— START OF Source material —

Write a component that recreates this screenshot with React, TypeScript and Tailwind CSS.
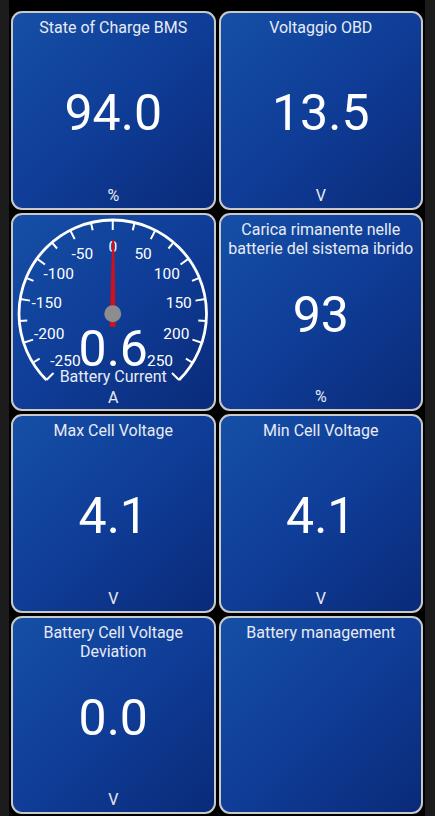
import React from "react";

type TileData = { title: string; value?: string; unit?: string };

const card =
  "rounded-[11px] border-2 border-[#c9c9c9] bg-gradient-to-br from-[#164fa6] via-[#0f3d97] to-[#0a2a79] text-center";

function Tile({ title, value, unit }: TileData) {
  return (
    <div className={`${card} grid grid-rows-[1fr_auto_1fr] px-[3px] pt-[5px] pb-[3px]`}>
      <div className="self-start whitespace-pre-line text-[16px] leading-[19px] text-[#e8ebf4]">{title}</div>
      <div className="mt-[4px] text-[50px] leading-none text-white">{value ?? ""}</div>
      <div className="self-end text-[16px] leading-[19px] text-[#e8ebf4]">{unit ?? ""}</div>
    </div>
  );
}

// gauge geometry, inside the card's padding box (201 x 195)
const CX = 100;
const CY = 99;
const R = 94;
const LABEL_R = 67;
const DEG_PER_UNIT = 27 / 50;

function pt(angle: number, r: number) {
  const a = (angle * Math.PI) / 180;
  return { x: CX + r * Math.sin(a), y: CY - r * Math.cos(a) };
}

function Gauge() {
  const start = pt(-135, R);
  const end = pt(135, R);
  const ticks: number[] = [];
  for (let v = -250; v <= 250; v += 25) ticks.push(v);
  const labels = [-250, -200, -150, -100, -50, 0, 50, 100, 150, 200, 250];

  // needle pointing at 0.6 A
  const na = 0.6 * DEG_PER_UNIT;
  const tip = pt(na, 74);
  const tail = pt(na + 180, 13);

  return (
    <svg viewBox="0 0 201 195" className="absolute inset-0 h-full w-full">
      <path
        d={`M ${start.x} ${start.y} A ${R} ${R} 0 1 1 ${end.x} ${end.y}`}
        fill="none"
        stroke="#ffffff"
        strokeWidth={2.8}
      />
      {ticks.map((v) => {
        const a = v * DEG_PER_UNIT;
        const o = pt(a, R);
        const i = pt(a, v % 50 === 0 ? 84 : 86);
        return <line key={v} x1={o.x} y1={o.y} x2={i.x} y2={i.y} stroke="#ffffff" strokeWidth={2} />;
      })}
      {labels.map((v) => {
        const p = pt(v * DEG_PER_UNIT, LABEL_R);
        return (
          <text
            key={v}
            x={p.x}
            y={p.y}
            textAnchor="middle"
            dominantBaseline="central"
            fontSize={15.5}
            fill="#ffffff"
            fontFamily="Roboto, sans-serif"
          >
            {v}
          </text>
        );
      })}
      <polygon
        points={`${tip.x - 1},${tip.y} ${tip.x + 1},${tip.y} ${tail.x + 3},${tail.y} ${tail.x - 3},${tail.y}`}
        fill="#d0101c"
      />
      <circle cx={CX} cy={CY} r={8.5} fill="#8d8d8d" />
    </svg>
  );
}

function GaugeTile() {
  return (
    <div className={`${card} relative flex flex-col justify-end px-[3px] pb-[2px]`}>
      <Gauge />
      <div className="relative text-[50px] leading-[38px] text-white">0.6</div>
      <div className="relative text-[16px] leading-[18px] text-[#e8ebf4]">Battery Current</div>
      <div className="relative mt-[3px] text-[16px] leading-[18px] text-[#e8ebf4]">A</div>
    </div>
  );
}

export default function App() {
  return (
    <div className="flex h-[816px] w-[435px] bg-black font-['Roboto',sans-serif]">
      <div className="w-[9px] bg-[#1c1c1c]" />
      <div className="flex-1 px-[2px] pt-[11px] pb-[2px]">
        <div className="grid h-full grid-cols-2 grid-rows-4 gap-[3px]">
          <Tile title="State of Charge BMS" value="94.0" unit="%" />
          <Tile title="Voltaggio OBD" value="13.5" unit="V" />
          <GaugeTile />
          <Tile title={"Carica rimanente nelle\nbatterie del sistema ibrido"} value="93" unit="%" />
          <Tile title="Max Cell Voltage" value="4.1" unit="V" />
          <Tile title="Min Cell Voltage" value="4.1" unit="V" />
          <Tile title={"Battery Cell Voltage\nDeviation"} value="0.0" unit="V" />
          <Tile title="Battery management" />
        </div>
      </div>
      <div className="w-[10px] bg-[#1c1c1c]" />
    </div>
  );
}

— END OF Source material —

== Written request ==
Restate each line from the start of the listing through the line bearing "border-2 border-[#c9c9c9] bg-gradient-to-br" word for word. Drop the pictures.

== Complete output ==
Write a component that recreates this screenshot with React, TypeScript and Tailwind CSS.
import React from "react";

type TileData = { title: string; value?: string; unit?: string };

const card =
  "rounded-[11px] border-2 border-[#c9c9c9] bg-gradient-to-br from-[#164fa6] via-[#0f3d97] to-[#0a2a79] text-center";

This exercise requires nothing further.